• [SOURCE EXCERPT]:

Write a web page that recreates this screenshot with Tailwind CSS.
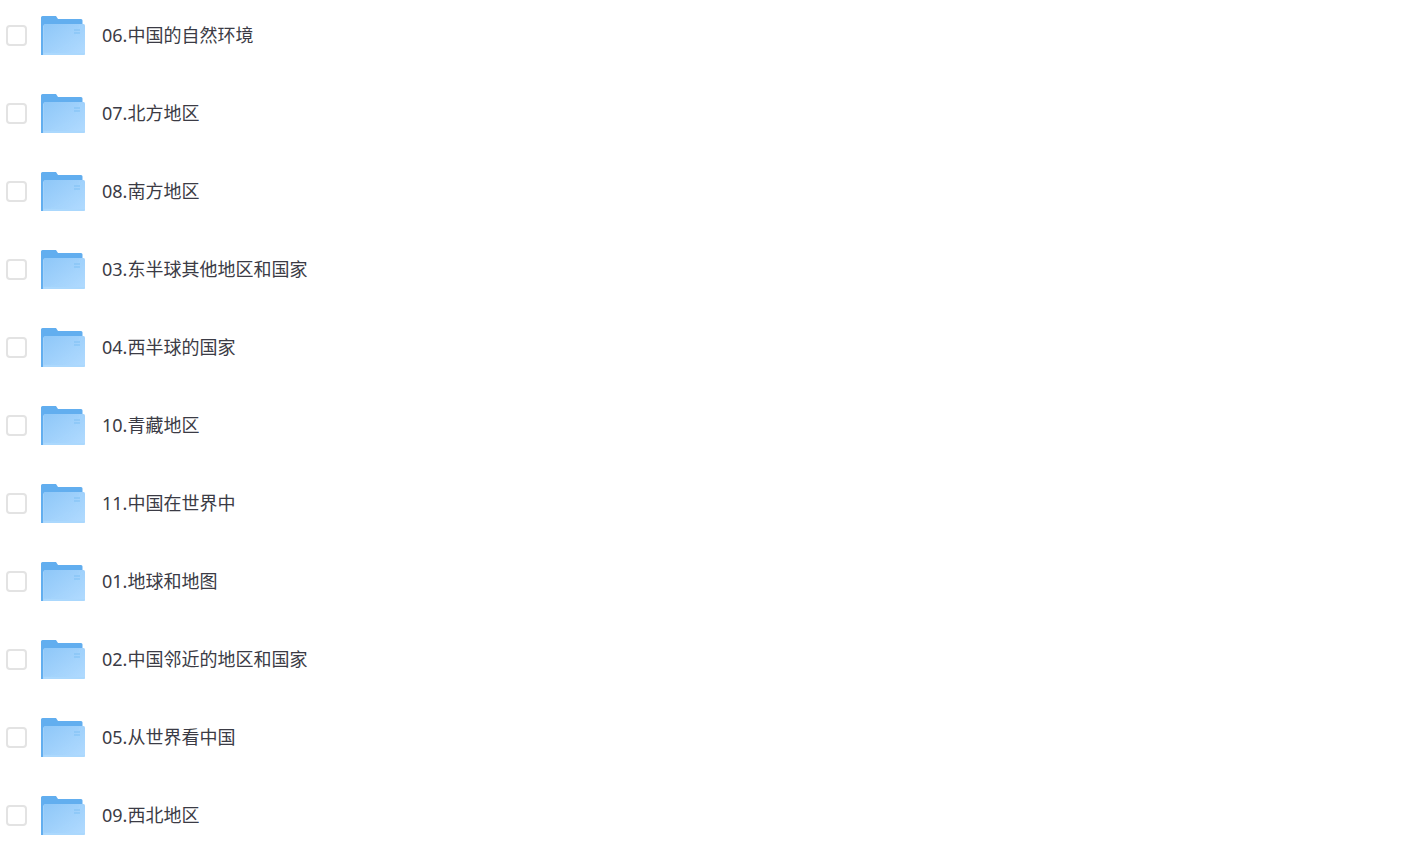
<!DOCTYPE html>
<html lang="zh">
<head>
    <meta charset="UTF-8">
    <title>文件列表</title>
    <script src="https://cdn.jsdelivr.net/npm/@tailwindcss/browser@4"></script>
</head>
<body class="bg-white overflow-hidden h-[865px]">
    <svg width="0" height="0" class="absolute">
        <defs>
            <linearGradient id="folderFront" x1="0" y1="0" x2="1" y2="1">
                <stop offset="0" stop-color="#8ec7f8"/>
                <stop offset="1" stop-color="#b2dbff"/>
            </linearGradient>
            <symbol id="folder" viewBox="0 0 44 40">
                <path d="M0 2.500q0-1.500 1.500-1.500h13.500l2 3h23q1.500 0 1.500 1.500v5h-41v29.500h-.5z" fill="#62aeef"/>
                <path d="M0 5h2.500v35h-2.500z" fill="#62aeef"/>
                <path d="M3.500 9h39q1.500 0 1.500 1.500v28q0 1.500-1.500 1.500h-40v-29.500q0-1.500 1-1.500z" fill="url(#folderFront)"/>
                <path d="M3 38q14-1 24-9t12-19M10 38q12-2 20-9t11-18M19 38q10-2 16-8t8-13" fill="none" stroke="#a6d5fc" stroke-width=".7" opacity=".6"/>
                <path d="M2.500 38h41.500v.5q0 1.500-1.500 1.500h-40z" fill="#abd8fd"/>
                <path d="M33 14.500h6v1h-6zM33 17.500h6v1h-6z" fill="#7fc0f3"/>
            </symbol>
        </defs>
    </svg>
    <ul id="lista" class="-mt-1 font-['Noto_Sans','Noto_Sans_CJK_SC',sans-serif] text-[18px] text-[#3b3b45]">
        <li class="flex items-center h-[78px]">
            <span class="ml-[6px] w-[21px] h-[21px] border-2 border-[#e3e3e3] rounded-[4px]"></span>
            <svg class="ml-[14px] w-[44px] h-[40px]"><use href="#folder"/></svg>
            <span class="ml-[17px]">06.中国的自然环境</span>
        </li>
        <li class="flex items-center h-[78px]">
            <span class="ml-[6px] w-[21px] h-[21px] border-2 border-[#e3e3e3] rounded-[4px]"></span>
            <svg class="ml-[14px] w-[44px] h-[40px]"><use href="#folder"/></svg>
            <span class="ml-[17px]">07.北方地区</span>
        </li>
        <li class="flex items-center h-[78px]">
            <span class="ml-[6px] w-[21px] h-[21px] border-2 border-[#e3e3e3] rounded-[4px]"></span>
            <svg class="ml-[14px] w-[44px] h-[40px]"><use href="#folder"/></svg>
            <span class="ml-[17px]">08.南方地区</span>
        </li>
        <li class="flex items-center h-[78px]">
            <span class="ml-[6px] w-[21px] h-[21px] border-2 border-[#e3e3e3] rounded-[4px]"></span>
            <svg class="ml-[14px] w-[44px] h-[40px]"><use href="#folder"/></svg>
            <span class="ml-[17px]">03.东半球其他地区和国家</span>
        </li>
        <li class="flex items-center h-[78px]">
            <span class="ml-[6px] w-[21px] h-[21px] border-2 border-[#e3e3e3] rounded-[4px]"></span>
            <svg class="ml-[14px] w-[44px] h-[40px]"><use href="#folder"/></svg>
            <span class="ml-[17px]">04.西半球的国家</span>
        </li>
        <li class="flex items-center h-[78px]">
            <span class="ml-[6px] w-[21px] h-[21px] border-2 border-[#e3e3e3] rounded-[4px]"></span>
            <svg class="ml-[14px] w-[44px] h-[40px]"><use href="#folder"/></svg>
            <span class="ml-[17px]">10.青藏地区</span>
        </li>
        <li class="flex items-center h-[78px]">
            <span class="ml-[6px] w-[21px] h-[21px] border-2 border-[#e3e3e3] rounded-[4px]"></span>
            <svg class="ml-[14px] w-[44px] h-[40px]"><use href="#folder"/></svg>
            <span class="ml-[17px]">11.中国在世界中</span>
        </li>
        <li class="flex items-center h-[78px]">
            <span class="ml-[6px] w-[21px] h-[21px] border-2 border-[#e3e3e3] rounded-[4px]"></span>
            <svg class="ml-[14px] w-[44px] h-[40px]"><use href="#folder"/></svg>
            <span class="ml-[17px]">01.地球和地图</span>
        </li>
        <li class="flex items-center h-[78px]">
            <span class="ml-[6px] w-[21px] h-[21px] border-2 border-[#e3e3e3] rounded-[4px]"></span>
            <svg class="ml-[14px] w-[44px] h-[40px]"><use href="#folder"/></svg>
            <span class="ml-[17px]">02.中国邻近的地区和国家</span>
        </li>
        <li class="flex items-center h-[78px]">
            <span class="ml-[6px] w-[21px] h-[21px] border-2 border-[#e3e3e3] rounded-[4px]"></span>
            <svg class="ml-[14px] w-[44px] h-[40px]"><use href="#folder"/></svg>
            <span class="ml-[17px]">05.从世界看中国</span>
        </li>
        <li class="flex items-center h-[78px]">
            <span class="ml-[6px] w-[21px] h-[21px] border-2 border-[#e3e3e3] rounded-[4px]"></span>
            <svg class="ml-[14px] w-[44px] h-[40px]"><use href="#folder"/></svg>
            <span class="ml-[17px]">09.西北地区</span>
        </li>
    </ul>
</body>
</html>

• [TASK PROMPT]:
Every line of text is to be repeated exactly; pictures are left out.

• [CORRECT ANSWER]:
Write a web page that recreates this screenshot with Tailwind CSS.
<!DOCTYPE html>
<html lang="zh">
<head>
    <meta charset="UTF-8">
    <title>文件列表</title>
    <script src="https://cdn.jsdelivr.net/npm/@tailwindcss/browser@4"></script>
</head>
<body class="bg-white overflow-hidden h-[865px]">
    <svg width="0" height="0" class="absolute">
        <defs>
            <linearGradient id="folderFront" x1="0" y1="0" x2="1" y2="1">
                <stop offset="0" stop-color="#8ec7f8"/>
                <stop offset="1" stop-color="#b2dbff"/>
            </linearGradient>
            <symbol id="folder" viewBox="0 0 44 40">
                <path d="M0 2.500q0-1.500 1.500-1.500h13.500l2 3h23q1.500 0 1.500 1.500v5h-41v29.500h-.5z" fill="#62aeef"/>
                <path d="M0 5h2.500v35h-2.500z" fill="#62aeef"/>
                <path d="M3.500 9h39q1.500 0 1.500 1.500v28q0 1.500-1.500 1.500h-40v-29.500q0-1.500 1-1.500z" fill="url(#folderFront)"/>
                <path d="M3 38q14-1 24-9t12-19M10 38q12-2 20-9t11-18M19 38q10-2 16-8t8-13" fill="none" stroke="#a6d5fc" stroke-width=".7" opacity=".6"/>
                <path d="M2.500 38h41.500v.5q0 1.500-1.500 1.500h-40z" fill="#abd8fd"/>
                <path d="M33 14.500h6v1h-6zM33 17.500h6v1h-6z" fill="#7fc0f3"/>
            </symbol>
        </defs>
    </svg>
    <ul id="lista" class="-mt-1 font-['Noto_Sans','Noto_Sans_CJK_SC',sans-serif] text-[18px] text-[#3b3b45]">
        <li class="flex items-center h-[78px]">
            <span class="ml-[6px] w-[21px] h-[21px] border-2 border-[#e3e3e3] rounded-[4px]"></span>
            <svg class="ml-[14px] w-[44px] h-[40px]"><use href="#folder"/></svg>
            <span class="ml-[17px]">06.中国的自然环境</span>
        </li>
        <li class="flex items-center h-[78px]">
            <span class="ml-[6px] w-[21px] h-[21px] border-2 border-[#e3e3e3] rounded-[4px]"></span>
            <svg class="ml-[14px] w-[44px] h-[40px]"><use href="#folder"/></svg>
            <span class="ml-[17px]">07.北方地区</span>
        </li>
        <li class="flex items-center h-[78px]">
            <span class="ml-[6px] w-[21px] h-[21px] border-2 border-[#e3e3e3] rounded-[4px]"></span>
            <svg class="ml-[14px] w-[44px] h-[40px]"><use href="#folder"/></svg>
            <span class="ml-[17px]">08.南方地区</span>
        </li>
        <li class="flex items-center h-[78px]">
            <span class="ml-[6px] w-[21px] h-[21px] border-2 border-[#e3e3e3] rounded-[4px]"></span>
            <svg class="ml-[14px] w-[44px] h-[40px]"><use href="#folder"/></svg>
            <span class="ml-[17px]">03.东半球其他地区和国家</span>
        </li>
        <li class="flex items-center h-[78px]">
            <span class="ml-[6px] w-[21px] h-[21px] border-2 border-[#e3e3e3] rounded-[4px]"></span>
            <svg class="ml-[14px] w-[44px] h-[40px]"><use href="#folder"/></svg>
            <span class="ml-[17px]">04.西半球的国家</span>
        </li>
        <li class="flex items-center h-[78px]">
            <span class="ml-[6px] w-[21px] h-[21px] border-2 border-[#e3e3e3] rounded-[4px]"></span>
            <svg class="ml-[14px] w-[44px] h-[40px]"><use href="#folder"/></svg>
            <span class="ml-[17px]">10.青藏地区</span>
        </li>
        <li class="flex items-center h-[78px]">
            <span class="ml-[6px] w-[21px] h-[21px] border-2 border-[#e3e3e3] rounded-[4px]"></span>
            <svg class="ml-[14px] w-[44px] h-[40px]"><use href="#folder"/></svg>
            <span class="ml-[17px]">11.中国在世界中</span>
        </li>
        <li class="flex items-center h-[78px]">
            <span class="ml-[6px] w-[21px] h-[21px] border-2 border-[#e3e3e3] rounded-[4px]"></span>
            <svg class="ml-[14px] w-[44px] h-[40px]"><use href="#folder"/></svg>
            <span class="ml-[17px]">01.地球和地图</span>
        </li>
        <li class="flex items-center h-[78px]">
            <span class="ml-[6px] w-[21px] h-[21px] border-2 border-[#e3e3e3] rounded-[4px]"></span>
            <svg class="ml-[14px] w-[44px] h-[40px]"><use href="#folder"/></svg>
            <span class="ml-[17px]">02.中国邻近的地区和国家</span>
        </li>
        <li class="flex items-center h-[78px]">
            <span class="ml-[6px] w-[21px] h-[21px] border-2 border-[#e3e3e3] rounded-[4px]"></span>
            <svg class="ml-[14px] w-[44px] h-[40px]"><use href="#folder"/></svg>
            <span class="ml-[17px]">05.从世界看中国</span>
        </li>
        <li class="flex items-center h-[78px]">
            <span class="ml-[6px] w-[21px] h-[21px] border-2 border-[#e3e3e3] rounded-[4px]"></span>
            <svg class="ml-[14px] w-[44px] h-[40px]"><use href="#folder"/></svg>
            <span class="ml-[17px]">09.西北地区</span>
        </li>
    </ul>
</body>
</html>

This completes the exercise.